GIVEN DATA –
(begin)
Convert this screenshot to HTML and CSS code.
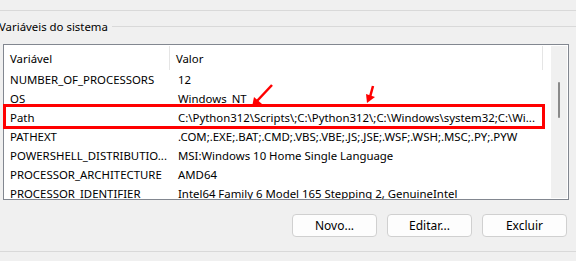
FILE: index.html
```html
<!DOCTYPE html>
<html lang="pt-BR">
<head>
    <meta charset="UTF-8">
    <title>Variáveis de Ambiente</title>
    <link rel="stylesheet" href="styles.css">
</head>
<body>
    <div class="window">
        <div class="rule top"></div>

        <!-- grupo: variáveis do sistema -->
        <div class="group-title">
            <span class="group-label">Variáveis do sistema</span>
            <div class="group-line"></div>
        </div>

        <div class="listbox">
            <div class="list">
                <div class="row head">
                    <div class="cell c1">Variável</div>
                    <div class="cell c2">Valor</div>
                    <div class="cell c3"></div>
                </div>
                <div class="row">
                    <div class="cell c1">NUMBER_OF_PROCESSORS</div>
                    <div class="cell c2">12</div>
                </div>
                <div class="row">
                    <div class="cell c1">OS</div>
                    <div class="cell c2">Windows_NT</div>
                </div>
                <div class="row">
                    <div class="cell c1">Path</div>
                    <div class="cell c2">C:\Python312\Scripts\;C:\Python312\;C:\Windows\system32;C:\Wi...</div>
                </div>
                <div class="row">
                    <div class="cell c1">PATHEXT</div>
                    <div class="cell c2">.COM;.EXE;.BAT;.CMD;.VBS;.VBE;.JS;.JSE;.WSF;.WSH;.MSC;.PY;.PYW</div>
                </div>
                <div class="row">
                    <div class="cell c1">POWERSHELL_DISTRIBUTIO...</div>
                    <div class="cell c2">MSI:Windows 10 Home Single Language</div>
                </div>
                <div class="row">
                    <div class="cell c1">PROCESSOR_ARCHITECTURE</div>
                    <div class="cell c2">AMD64</div>
                </div>
                <div class="row">
                    <div class="cell c1">PROCESSOR_IDENTIFIER</div>
                    <div class="cell c2">Intel64 Family 6 Model 165 Stepping 2, GenuineIntel</div>
                </div>
            </div>
            <div class="scrollbar"><div class="thumb"></div></div>
        </div>

        <div class="actions">
            <button class="btn">Novo...</button>
            <button class="btn">Editar...</button>
            <button class="btn">Excluir</button>
        </div>

        <div class="rule bottom"></div>

        <!-- marcação em vermelho -->
        <div class="mark-box"></div>
        <svg class="arrows" width="576" height="261" viewBox="0 0 576 261">
            <line x1="272" y1="85" x2="257" y2="101" stroke="#f00" stroke-width="2.5"/>
            <polygon points="252,107 254,97 262,104" fill="#f00"/>
            <line x1="373" y1="86" x2="370" y2="97" stroke="#f00" stroke-width="2.5"/>
            <polygon points="367,103 366,94 375,97" fill="#f00"/>
        </svg>
    </div>
</body>
</html>
```

FILE: styles.css
```css
/* base */
body {
    margin: 0;
    background-color: #f0f0f0;
    font-family: "Noto Sans", "Segoe UI", sans-serif;
    font-size: 11.4px;
    color: #000;
}

.window {
    position: relative;
    width: 576px;
    height: 261px;
    overflow: hidden;
}

/* linhas separadoras */
.rule {
    height: 1px;
    background-color: #d9d9d9;
}

.rule.top {
    margin-top: 10px;
}

.rule.bottom {
    margin-top: 14px;
}

/* título do grupo */
.group-title {
    display: flex;
    align-items: center;
    height: 17px;
    margin-top: 7px;
    margin-left: -1px;
}

.group-label {
    padding-right: 4px;
    white-space: nowrap;
}

.group-line {
    flex: 1;
    height: 1px;
    background-color: #d9d9d9;
}

/* lista de variáveis */
.listbox {
    display: flex;
    width: 564px;
    height: 154px;
    margin-top: 9px;
    margin-left: 3px;
    border: 1px solid #828790;
    background-color: #fff;
}

.list {
    flex: 1;
    overflow: hidden;
}

.row {
    display: flex;
    height: 19px;
    line-height: 20px;
    white-space: nowrap;
}

.row.head {
    height: 25px;
    line-height: 26px;
}

.cell {
    overflow: hidden;
    padding-left: 6px;
    box-sizing: border-box;
}

.c1 {
    width: 168px;
}

.c2 {
    width: 377px;
}

.head .c1,
.head .c2 {
    border-right: 1px solid #e5e5e5;
}

.head .c2 {
    width: 378px;
}

.head .cell {
    margin-top: 1px;
}

/* barra de rolagem */
.scrollbar {
    width: 16px;
    margin: 1px 1px 1px 2px;
    background-color: #f0f0f0;
    position: relative;
}

.thumb {
    position: absolute;
    left: 7px;
    top: 36px;
    width: 2px;
    height: 36px;
    border-radius: 1px;
    background-color: #8a8a8a;
}

/* botões */
.actions {
    display: flex;
    justify-content: flex-end;
    gap: 10px;
    margin-top: 14px;
    padding-right: 9px;
}

.btn {
    width: 85px;
    height: 23px;
    padding: 0;
    background-color: #fdfdfd;
    border: 1px solid #d0d0d0;
    border-radius: 4px;
    font-family: inherit;
    font-size: 12px;
    color: #000;
}

/* marcação */
.mark-box {
    position: absolute;
    left: 3px;
    top: 104px;
    width: 536px;
    height: 19px;
    border: 3px solid #f00;
}

.arrows {
    position: absolute;
    left: 0;
    top: 0;
}
```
(end)
WHAT IS BEING ASKED –
Your copy of the data should match it exactly, except that pictures are left out.

EXERCISE SOLUTION –
Convert this screenshot to HTML and CSS code.
FILE: index.html
```html
<!DOCTYPE html>
<html lang="pt-BR">
<head>
    <meta charset="UTF-8">
    <title>Variáveis de Ambiente</title>
    <link rel="stylesheet" href="styles.css">
</head>
<body>
    <div class="window">
        <div class="rule top"></div>

        <!-- grupo: variáveis do sistema -->
        <div class="group-title">
            <span class="group-label">Variáveis do sistema</span>
            <div class="group-line"></div>
        </div>

        <div class="listbox">
            <div class="list">
                <div class="row head">
                    <div class="cell c1">Variável</div>
                    <div class="cell c2">Valor</div>
                    <div class="cell c3"></div>
                </div>
                <div class="row">
                    <div class="cell c1">NUMBER_OF_PROCESSORS</div>
                    <div class="cell c2">12</div>
                </div>
                <div class="row">
                    <div class="cell c1">OS</div>
                    <div class="cell c2">Windows_NT</div>
                </div>
                <div class="row">
                    <div class="cell c1">Path</div>
                    <div class="cell c2">C:\Python312\Scripts\;C:\Python312\;C:\Windows\system32;C:\Wi...</div>
                </div>
                <div class="row">
                    <div class="cell c1">PATHEXT</div>
                    <div class="cell c2">.COM;.EXE;.BAT;.CMD;.VBS;.VBE;.JS;.JSE;.WSF;.WSH;.MSC;.PY;.PYW</div>
                </div>
                <div class="row">
                    <div class="cell c1">POWERSHELL_DISTRIBUTIO...</div>
                    <div class="cell c2">MSI:Windows 10 Home Single Language</div>
                </div>
                <div class="row">
                    <div class="cell c1">PROCESSOR_ARCHITECTURE</div>
                    <div class="cell c2">AMD64</div>
                </div>
                <div class="row">
                    <div class="cell c1">PROCESSOR_IDENTIFIER</div>
                    <div class="cell c2">Intel64 Family 6 Model 165 Stepping 2, GenuineIntel</div>
                </div>
            </div>
            <div class="scrollbar"><div class="thumb"></div></div>
        </div>

        <div class="actions">
            <button class="btn">Novo...</button>
            <button class="btn">Editar...</button>
            <button class="btn">Excluir</button>
        </div>

        <div class="rule bottom"></div>

        <!-- marcação em vermelho -->
        <div class="mark-box"></div>
        <svg class="arrows" width="576" height="261" viewBox="0 0 576 261">
            <line x1="272" y1="85" x2="257" y2="101" stroke="#f00" stroke-width="2.5"/>
            <polygon points="252,107 254,97 262,104" fill="#f00"/>
            <line x1="373" y1="86" x2="370" y2="97" stroke="#f00" stroke-width="2.5"/>
            <polygon points="367,103 366,94 375,97" fill="#f00"/>
        </svg>
    </div>
</body>
</html>
```

FILE: styles.css
```css
/* base */
body {
    margin: 0;
    background-color: #f0f0f0;
    font-family: "Noto Sans", "Segoe UI", sans-serif;
    font-size: 11.4px;
    color: #000;
}

.window {
    position: relative;
    width: 576px;
    height: 261px;
    overflow: hidden;
}

/* linhas separadoras */
.rule {
    height: 1px;
    background-color: #d9d9d9;
}

.rule.top {
    margin-top: 10px;
}

.rule.bottom {
    margin-top: 14px;
}

/* título do grupo */
.group-title {
    display: flex;
    align-items: center;
    height: 17px;
    margin-top: 7px;
    margin-left: -1px;
}

.group-label {
    padding-right: 4px;
    white-space: nowrap;
}

.group-line {
    flex: 1;
    height: 1px;
    background-color: #d9d9d9;
}

/* lista de variáveis */
.listbox {
    display: flex;
    width: 564px;
    height: 154px;
    margin-top: 9px;
    margin-left: 3px;
    border: 1px solid #828790;
    background-color: #fff;
}

.list {
    flex: 1;
    overflow: hidden;
}

.row {
    display: flex;
    height: 19px;
    line-height: 20px;
    white-space: nowrap;
}

.row.head {
    height: 25px;
    line-height: 26px;
}

.cell {
    overflow: hidden;
    padding-left: 6px;
    box-sizing: border-box;
}

.c1 {
    width: 168px;
}

.c2 {
    width: 377px;
}

.head .c1,
.head .c2 {
    border-right: 1px solid #e5e5e5;
}

.head .c2 {
    width: 378px;
}

.head .cell {
    margin-top: 1px;
}

/* barra de rolagem */
.scrollbar {
    width: 16px;
    margin: 1px 1px 1px 2px;
    background-color: #f0f0f0;
    position: relative;
}

.thumb {
    position: absolute;
    left: 7px;
    top: 36px;
    width: 2px;
    height: 36px;
    border-radius: 1px;
    background-color: #8a8a8a;
}

/* botões */
.actions {
    display: flex;
    justify-content: flex-end;
    gap: 10px;
    margin-top: 14px;
    padding-right: 9px;
}

.btn {
    width: 85px;
    height: 23px;
    padding: 0;
    background-color: #fdfdfd;
    border: 1px solid #d0d0d0;
    border-radius: 4px;
    font-family: inherit;
    font-size: 12px;
    color: #000;
}

/* marcação */
.mark-box {
    position: absolute;
    left: 3px;
    top: 104px;
    width: 536px;
    height: 19px;
    border: 3px solid #f00;
}

.arrows {
    position: absolute;
    left: 0;
    top: 0;
}
```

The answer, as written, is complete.